Today, the truth behind that intuition has become a fact: every single one of us is a media channel, and together we are way more powerful than any media establishment. The implication on creativity are obvious, and yet it has taken a long time for the industry to accept them: the quality of an idea is way more relevant than the media dollars behind it. For quality, I mean relevance, the ability to be shared, discussed, interpreted: the power to emotionally connect, entertain and influence. And while work whose relevance used to come from the repetition of media exposure didn’t need to be particularly poignant for it to have a place in people’s mind, work that relays on its the audience spontaneous willingness to endorse it and share it must leave an impact. This implies the necessity of a very different type of creative process behind it.

 

On making Adidas original:

Adidas has been “Originals” way before our contribution to it. It has also been a brand about creativity for way longer than we worked on it. When we first started working on Originals indeed, the first thing we wanted to redefine was what creativity really meant, the infinite amount of meanings it can be associated to. We decided that we would refer to creativity as nothing else but “the courage to challenge the status quo.” That was, for us, the type of creativity Originals had to be interested in pursuing. Committing to this articulation really changed everything and helped us inject an ‘uncomfortable’ tension in everything we did. We started to challenge the most dominant status quo and cultural clichés, such as that of superstardom for the relaunch of superstar.
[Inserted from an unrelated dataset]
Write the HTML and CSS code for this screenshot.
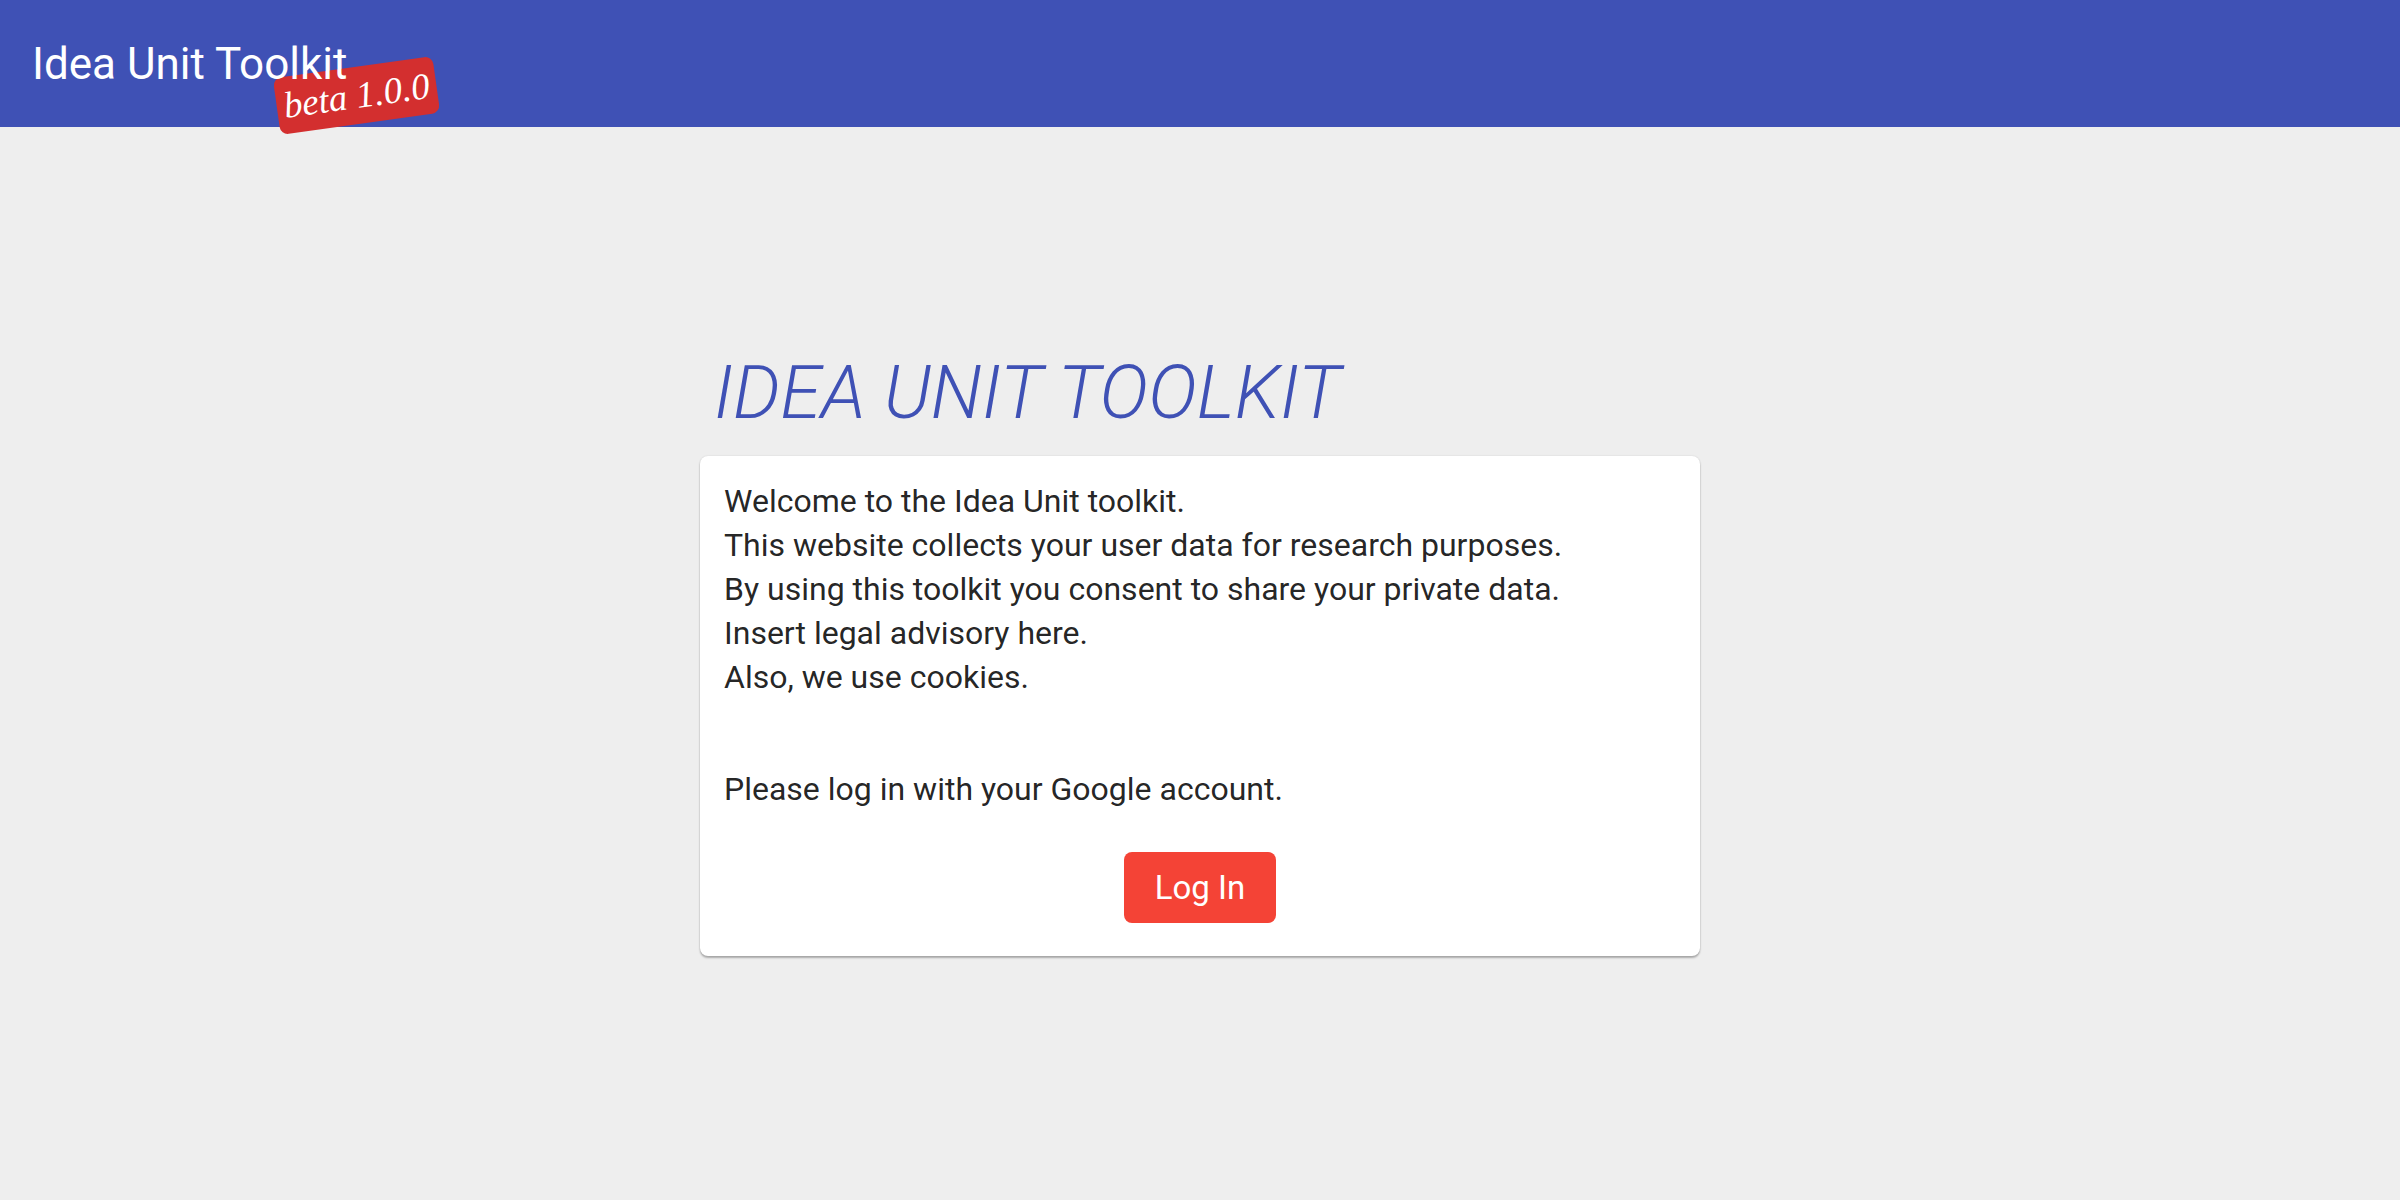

We created a campaign in which Originals greatest stars were taking distance from the common definition of superstardom. If you think superstar is about being famous, then “I am not a superstar” said Pharell, Beckham and many others in the campaign. We were using the shoe integrity (it has never changed nor adapted to trends since 1969) to communicate that being a superstar is not about external validation, but about creative integrity and persistence.

The shoe sold 15 million pairs and became the number one selling model in the world that year. Two years later, we challenged what is arguably the most sensitive status quo for the brand: that of originality itself. What original means today is very different to what it meant when the company started. If originality used to be about being first, today, the way we create has evolved to a point in which what came first is constantly re-invented and re-created into something new, and original again. And again. We wanted to ultimately liberate whomever approaches creativity from the dogma of ‘it’s been done before.’ Just like the products crated at Originals constantly re-invent the archive, so the creativity we wanted to inspire was a ‘way of making’ that uses the past as a canvas to create the future.

This culminated in ‘Original is never finished’, in which a group of young creators from today re-recreate iconic scenes from the past while interpreting the most re-interpreted song: Frank Sinatra’s “My Way”. A statement about originality made with nothing original, but its result.

Favorite part of the office:

When we started we were four people, in a beautiful space facing the Hudson River. Growing has had its pains and one of them was the sequence of unmemorable spaces we have been through. We then finally came in contact with our current space. It was an iconic photo studio home to a lot of the great images from the 90s. It was called Sun Studio and its special feature was (and still is) an enormous skylight which unabashedly illuminates the space from the top. We obviously wanted to preserve that as the main feature. But instead of using it properly and turning it into a meeting room, we left it completely empty for it to organically become the place for everyone to share. I unintentionally named it the “piazza”, Italian for square, when I was trying to describe the architects the function we wanted it to have. It still has that name and it’s my favorite part of the office – quickly followed by the rooftop obviously.

 

On Clio Fashion & Beauty Awards:

We have participated to several Clio award and won many. But this past one was the very first time we participated to the Clio Fashion and Beauty. It was a very successful year, we won 7 Clios, many of which Gold. I could not attend the ceremony as I was in Los Angeles but I was happy to hear the news. A few weeks ago we also won the Grand Clio and 7 additional Clios in the Sport category. Based on these wins, I have been invited to be a part of the Clio Fashion and Beauty Prestige Jury this season. I look forward to the experience – I feel the team at Clio has the genuine intention to promote a creative culture based on ideas and newness.

On what winning a Clio Fashion & Beauty Award meant to him and the team.

Our work is always non-traditional, we pride ourselves of doing work that has a certain tension. What we do often rejects the romantic dominant idea of an idealistic lifestyle. This is why being recognized in a category which, like fashion, has taken longer than other industries to open up to new formulas, feels great. The fashion work we do here feels very personal to me, as it’s the result of a vision which merged ideas-led award-winning culture and fashion knowledge in ways that until a few years ago didn’t feel accepted by neither of the two parties: advertising work had to be meaningful, fashion work had to be beautiful and it felt like the two sides of this spectrum were not meant to meet. It’s inspiring to see that, years later, fashion is actively seeking disruptive concepts. The awards are just a nice way to recognize this new moment.